Harrah's dips post Paulson IPO news; TXU slips on exchange offer; CIT debt lower on technicals

By Stephanie N. Rotondo

Portland, Ore., July 16 - Distressed debt ended Friday "not down nearly as much as the equity markets, but it's starting to drift off a little bit," according to a trader.

The trader said there was "no incentive to do anything" as sellers were largely absent and volumes were thin as there are "a lot of people out for some reason."

News that hedge fund owner John Paulson might soon publicly trade his equity holding in Harrah's Entertainment Inc. resulted in some losses for the company's debt. Traders said the bonds saw decent volume, but noted in the same breath that the level of activity was not unusual for the credit.

Meanwhile, Energy Future Holdings Corp. announced an exchange offer, which did little to stir up any gains, as market sources saw the bonds falling up to a point by market close.

CIT Group Inc. bonds also dipped. A trader said the bonds had previously "been stuck in kind of the same place" for awhile, but that all changed come Friday.

Harrah's debt dips

Harrah's Entertainment's debt traded actively following news that billionaire investor John Paulson could soon publicly list the stock he holds in the Las Vegas-based casino operator.

But while the bonds were trading actively - as one traded noted, that is pretty typical - they were seen falling up to a point.

A trader called the 10% notes due 2018 down nearly a point, ending around 83, while the 10¾% notes due 2016 dipped half a point to close around 80.

Another trader said the 10% notes were "down a little bit, down about a point," also around that 83 mark.

Back in June, Apollo Management LP and TPG - the owners of Harrah's - offered Paulson new equity in exchange for $710 million in debt holdings. The debt-for-equity swap gave Paulson a 9.9% equity stake in the company.

According to a Bloomberg report, the company's chief executive officer said that the stock could be traded in the open market "within a matter of months," pending regulator approval.

Paulson's hedge fund is no stranger to the gaming sector. The fund is the second-majority shareholder in MGM Resorts International Inc. and the fourth largest shareholder in Boyd Gaming Corp.

TXU notes slip on exchange offer

Energy Future Holdings - more commonly referred to by its former moniker TXU Corp. - announced an exchange offer for its 11¼%/12% senior toggle notes due 2017 and its 10 7/8% senior notes due 2017.

The news, however, failed to produce gains in the Dallas-based energy company's debt.

A trader said the 10 7/8% notes were down a good couple of points. He saw the paper opening at 76¼ bid, 76¾ offered and by the end of business, the bonds had fallen to around 731/2.

The 11¼% notes meantime began the day around 70, he said. The issue closed out the day around 671/4.

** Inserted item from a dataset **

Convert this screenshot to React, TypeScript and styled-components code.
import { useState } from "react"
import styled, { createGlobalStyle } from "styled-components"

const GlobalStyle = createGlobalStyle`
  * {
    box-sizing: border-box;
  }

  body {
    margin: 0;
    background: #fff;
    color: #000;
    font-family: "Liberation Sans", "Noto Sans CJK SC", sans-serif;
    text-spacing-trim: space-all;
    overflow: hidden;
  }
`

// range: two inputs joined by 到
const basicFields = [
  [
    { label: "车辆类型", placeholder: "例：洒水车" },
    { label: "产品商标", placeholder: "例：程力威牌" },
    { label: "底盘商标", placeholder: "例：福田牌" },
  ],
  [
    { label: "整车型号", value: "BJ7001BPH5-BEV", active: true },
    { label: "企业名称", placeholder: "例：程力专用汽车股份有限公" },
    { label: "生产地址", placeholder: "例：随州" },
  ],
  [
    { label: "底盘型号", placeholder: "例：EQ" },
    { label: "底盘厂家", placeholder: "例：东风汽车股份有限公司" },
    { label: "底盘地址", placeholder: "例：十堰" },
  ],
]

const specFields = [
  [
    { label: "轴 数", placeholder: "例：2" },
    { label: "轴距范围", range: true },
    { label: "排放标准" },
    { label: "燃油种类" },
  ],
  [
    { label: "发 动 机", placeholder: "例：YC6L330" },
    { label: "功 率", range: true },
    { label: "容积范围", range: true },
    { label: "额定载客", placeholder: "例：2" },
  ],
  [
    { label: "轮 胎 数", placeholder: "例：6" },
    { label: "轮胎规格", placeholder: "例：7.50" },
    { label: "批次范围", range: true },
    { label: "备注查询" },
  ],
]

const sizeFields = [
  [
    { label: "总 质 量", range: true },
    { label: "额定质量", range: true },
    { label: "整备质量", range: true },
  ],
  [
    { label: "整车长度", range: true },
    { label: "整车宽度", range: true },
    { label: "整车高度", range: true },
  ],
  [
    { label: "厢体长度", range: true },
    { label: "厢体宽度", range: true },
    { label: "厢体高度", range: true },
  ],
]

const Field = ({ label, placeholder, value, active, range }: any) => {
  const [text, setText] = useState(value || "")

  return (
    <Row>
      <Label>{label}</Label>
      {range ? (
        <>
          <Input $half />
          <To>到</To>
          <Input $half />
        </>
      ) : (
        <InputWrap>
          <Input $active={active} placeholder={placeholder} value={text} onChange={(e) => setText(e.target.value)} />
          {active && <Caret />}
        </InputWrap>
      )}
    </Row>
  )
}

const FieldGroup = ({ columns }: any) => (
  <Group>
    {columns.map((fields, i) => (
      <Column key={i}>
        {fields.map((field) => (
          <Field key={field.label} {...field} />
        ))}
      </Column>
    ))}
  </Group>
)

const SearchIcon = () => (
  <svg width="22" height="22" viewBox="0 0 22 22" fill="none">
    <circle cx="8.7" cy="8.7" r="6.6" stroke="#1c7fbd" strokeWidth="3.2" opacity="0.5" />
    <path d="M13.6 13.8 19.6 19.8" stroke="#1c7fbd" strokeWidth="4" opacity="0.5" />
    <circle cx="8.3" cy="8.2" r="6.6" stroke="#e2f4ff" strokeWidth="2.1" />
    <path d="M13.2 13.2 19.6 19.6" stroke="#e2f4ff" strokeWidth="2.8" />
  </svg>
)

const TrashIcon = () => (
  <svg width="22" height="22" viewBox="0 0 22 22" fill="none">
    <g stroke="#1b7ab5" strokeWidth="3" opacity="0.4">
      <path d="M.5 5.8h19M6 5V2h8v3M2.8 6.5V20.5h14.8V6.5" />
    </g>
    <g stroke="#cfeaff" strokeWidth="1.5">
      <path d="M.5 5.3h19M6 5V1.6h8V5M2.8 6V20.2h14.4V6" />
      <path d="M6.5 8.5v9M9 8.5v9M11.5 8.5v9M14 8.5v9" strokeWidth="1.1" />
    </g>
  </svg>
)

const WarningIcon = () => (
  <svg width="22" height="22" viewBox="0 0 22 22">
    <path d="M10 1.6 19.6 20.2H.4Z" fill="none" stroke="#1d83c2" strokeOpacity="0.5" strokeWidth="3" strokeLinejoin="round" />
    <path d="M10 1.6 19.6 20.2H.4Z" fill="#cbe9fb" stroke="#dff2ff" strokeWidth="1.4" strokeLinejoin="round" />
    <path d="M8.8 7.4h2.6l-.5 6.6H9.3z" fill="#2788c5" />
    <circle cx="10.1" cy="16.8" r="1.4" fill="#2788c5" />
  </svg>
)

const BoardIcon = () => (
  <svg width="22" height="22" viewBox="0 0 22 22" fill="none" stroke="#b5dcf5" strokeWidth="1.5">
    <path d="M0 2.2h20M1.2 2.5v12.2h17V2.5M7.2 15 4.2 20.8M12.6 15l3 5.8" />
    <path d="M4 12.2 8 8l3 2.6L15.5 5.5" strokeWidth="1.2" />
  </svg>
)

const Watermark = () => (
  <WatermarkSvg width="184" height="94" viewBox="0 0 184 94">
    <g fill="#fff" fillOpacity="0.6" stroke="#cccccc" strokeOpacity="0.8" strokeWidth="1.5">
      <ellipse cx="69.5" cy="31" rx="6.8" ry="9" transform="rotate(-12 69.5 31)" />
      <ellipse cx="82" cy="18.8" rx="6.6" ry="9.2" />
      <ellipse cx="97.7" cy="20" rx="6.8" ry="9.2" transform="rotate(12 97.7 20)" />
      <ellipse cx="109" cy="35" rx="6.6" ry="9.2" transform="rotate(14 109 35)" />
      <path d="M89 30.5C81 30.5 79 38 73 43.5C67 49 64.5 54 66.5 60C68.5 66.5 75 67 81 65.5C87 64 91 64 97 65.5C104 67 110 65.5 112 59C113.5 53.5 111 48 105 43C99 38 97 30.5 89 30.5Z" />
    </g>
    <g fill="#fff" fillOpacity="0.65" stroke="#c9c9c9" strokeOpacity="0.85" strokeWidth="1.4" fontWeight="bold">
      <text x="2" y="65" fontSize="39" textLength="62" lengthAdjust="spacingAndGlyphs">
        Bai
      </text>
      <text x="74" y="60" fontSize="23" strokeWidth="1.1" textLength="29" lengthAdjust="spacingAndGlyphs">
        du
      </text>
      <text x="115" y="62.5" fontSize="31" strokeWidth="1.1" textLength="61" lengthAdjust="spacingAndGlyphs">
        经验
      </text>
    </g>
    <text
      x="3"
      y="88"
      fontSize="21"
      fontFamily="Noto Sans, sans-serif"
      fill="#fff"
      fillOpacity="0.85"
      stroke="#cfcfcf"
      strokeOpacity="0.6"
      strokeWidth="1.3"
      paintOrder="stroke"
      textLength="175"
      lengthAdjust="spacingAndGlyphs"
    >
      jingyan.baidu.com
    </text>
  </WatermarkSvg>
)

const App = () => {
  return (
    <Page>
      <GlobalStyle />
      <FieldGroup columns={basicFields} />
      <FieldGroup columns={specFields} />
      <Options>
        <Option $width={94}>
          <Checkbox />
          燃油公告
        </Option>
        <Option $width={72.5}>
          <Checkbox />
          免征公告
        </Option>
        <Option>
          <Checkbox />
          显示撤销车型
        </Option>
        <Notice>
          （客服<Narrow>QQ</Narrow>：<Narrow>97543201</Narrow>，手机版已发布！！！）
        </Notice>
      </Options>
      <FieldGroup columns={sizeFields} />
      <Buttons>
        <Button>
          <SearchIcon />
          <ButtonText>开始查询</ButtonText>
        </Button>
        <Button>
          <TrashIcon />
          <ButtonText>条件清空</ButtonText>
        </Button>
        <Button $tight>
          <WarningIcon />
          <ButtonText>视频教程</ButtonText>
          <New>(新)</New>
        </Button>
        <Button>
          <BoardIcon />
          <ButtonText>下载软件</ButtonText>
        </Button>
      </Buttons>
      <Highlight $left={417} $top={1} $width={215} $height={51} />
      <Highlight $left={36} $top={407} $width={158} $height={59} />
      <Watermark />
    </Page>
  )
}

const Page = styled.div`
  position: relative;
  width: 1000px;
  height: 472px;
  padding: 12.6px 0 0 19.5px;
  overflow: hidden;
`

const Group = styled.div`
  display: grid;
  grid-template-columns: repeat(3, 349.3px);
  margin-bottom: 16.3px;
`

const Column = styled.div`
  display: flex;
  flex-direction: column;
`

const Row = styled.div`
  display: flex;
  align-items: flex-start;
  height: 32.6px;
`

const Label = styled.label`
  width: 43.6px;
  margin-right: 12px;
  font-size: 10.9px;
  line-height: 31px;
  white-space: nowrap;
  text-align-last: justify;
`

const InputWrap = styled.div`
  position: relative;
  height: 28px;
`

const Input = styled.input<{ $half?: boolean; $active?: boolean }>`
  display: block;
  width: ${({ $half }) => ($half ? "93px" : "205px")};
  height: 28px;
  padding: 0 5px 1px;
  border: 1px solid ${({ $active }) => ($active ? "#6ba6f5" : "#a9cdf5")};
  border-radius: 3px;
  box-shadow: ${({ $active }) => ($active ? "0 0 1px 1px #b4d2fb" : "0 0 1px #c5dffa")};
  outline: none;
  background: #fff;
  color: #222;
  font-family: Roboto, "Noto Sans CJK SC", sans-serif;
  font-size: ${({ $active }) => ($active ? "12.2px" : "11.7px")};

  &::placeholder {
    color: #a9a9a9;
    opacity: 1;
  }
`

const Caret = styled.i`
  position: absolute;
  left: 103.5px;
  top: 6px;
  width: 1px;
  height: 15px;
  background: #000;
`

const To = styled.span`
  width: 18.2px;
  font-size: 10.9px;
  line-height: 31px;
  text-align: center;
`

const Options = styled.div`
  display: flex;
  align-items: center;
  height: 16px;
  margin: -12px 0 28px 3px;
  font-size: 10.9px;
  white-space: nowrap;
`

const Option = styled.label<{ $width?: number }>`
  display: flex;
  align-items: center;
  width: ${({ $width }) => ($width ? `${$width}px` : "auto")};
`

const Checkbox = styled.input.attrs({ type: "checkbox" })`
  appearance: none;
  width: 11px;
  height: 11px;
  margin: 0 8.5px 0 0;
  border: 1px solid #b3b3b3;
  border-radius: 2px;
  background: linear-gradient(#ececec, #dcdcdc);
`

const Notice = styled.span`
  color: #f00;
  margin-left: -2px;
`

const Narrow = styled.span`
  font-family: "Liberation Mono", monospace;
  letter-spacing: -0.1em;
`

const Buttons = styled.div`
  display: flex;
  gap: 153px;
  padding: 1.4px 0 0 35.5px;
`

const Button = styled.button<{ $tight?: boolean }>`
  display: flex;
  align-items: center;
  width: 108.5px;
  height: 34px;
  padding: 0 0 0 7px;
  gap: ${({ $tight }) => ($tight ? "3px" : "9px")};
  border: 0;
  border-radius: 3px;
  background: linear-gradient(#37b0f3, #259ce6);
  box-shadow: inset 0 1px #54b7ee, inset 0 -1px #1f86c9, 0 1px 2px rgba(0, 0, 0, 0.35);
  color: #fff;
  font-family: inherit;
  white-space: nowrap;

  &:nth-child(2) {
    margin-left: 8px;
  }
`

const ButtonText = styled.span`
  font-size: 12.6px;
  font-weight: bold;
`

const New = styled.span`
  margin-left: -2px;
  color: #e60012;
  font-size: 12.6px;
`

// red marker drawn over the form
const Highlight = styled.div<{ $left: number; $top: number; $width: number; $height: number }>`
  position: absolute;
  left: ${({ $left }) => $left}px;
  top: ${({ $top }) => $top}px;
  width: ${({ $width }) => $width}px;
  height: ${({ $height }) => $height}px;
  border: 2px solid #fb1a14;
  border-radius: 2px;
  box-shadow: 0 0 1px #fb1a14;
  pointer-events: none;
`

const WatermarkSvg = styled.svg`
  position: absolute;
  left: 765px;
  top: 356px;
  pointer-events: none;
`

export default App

At another desk, a trader said the 10 7/8% notes were "pretty active" following the news, but lower nonetheless. He said the notes "opened a little bit higher" around 74 bid, 75 offered. "It seems like they faded throughout the day," he added, seeing them trade down to around 72 and then close around "73-ish."

Under the terms of the swap, TXU is looking to exchange $2.7 billion of the toggle notes and $1.78 billion of the senior notes for new debt and cash. The new debt consists of $2.18 billion of 10% senior secured notes due 2020 and $500 million in cash.

For each $1,000 principal amount of notes tendered by the early deadline date, holders will receive $720 for the toggle notes or $785 for the 10 7/8% notes. If tendered after the early deadline, holders will get $670 for the toggle notes and $735 for the 10 7/8% notes.

The breakdown of new debt and cash per each $1,000 tendered will depend on how much is tendered by the early deadline. If all bonds are accepted by the early deadline, then holders of the toggle notes would get $134.33 in cash and $585.67 in new notes, while the 10 7/8% noteholders would receive $146.46 in cash and $638.54 in new notes.

However, no cash will be paid out to those tendering after the early deadline.

The early tender deadline is 5 p.m. ET on July 29. The offer expires midnight ET on Aug. 12.

CIT debt lower on technicals

A trader said CIT Group paper weakened during the final trading session of the week, opining that accounts were covering "longs and shorts."

The trader said he saw a 92½ bid, 93 offered market for the 7% notes due 2017 initially, but then saw the bonds trade down to 911/2. It was a similar situation for the 7% notes due 2016, which opened at 93¾ and then traded off to 921/4.

However, he noted that after the 92¼ trade, he saw a 93¼ bid for the paper.

"Go figure," he said.

CIT Group is a New York-based middle market lender.

Broad market mixed

The distressed debt market began to drift as the equity markets fell, traders reported.

"The market faded a bunch with the equities," he said.

This was evidenced in names like General Motors Corp., whose benchmark 8 3/8% notes due 2033 tend to fluctuate with the general market. A trader said the debt "came in" about half a point to close at 32¼ bid, 32½ offered.

Some credits, however, did manage to improve. The trader said Tronox Worldwide LLC's 9½% notes due 2012 were "better," trading up to around 84.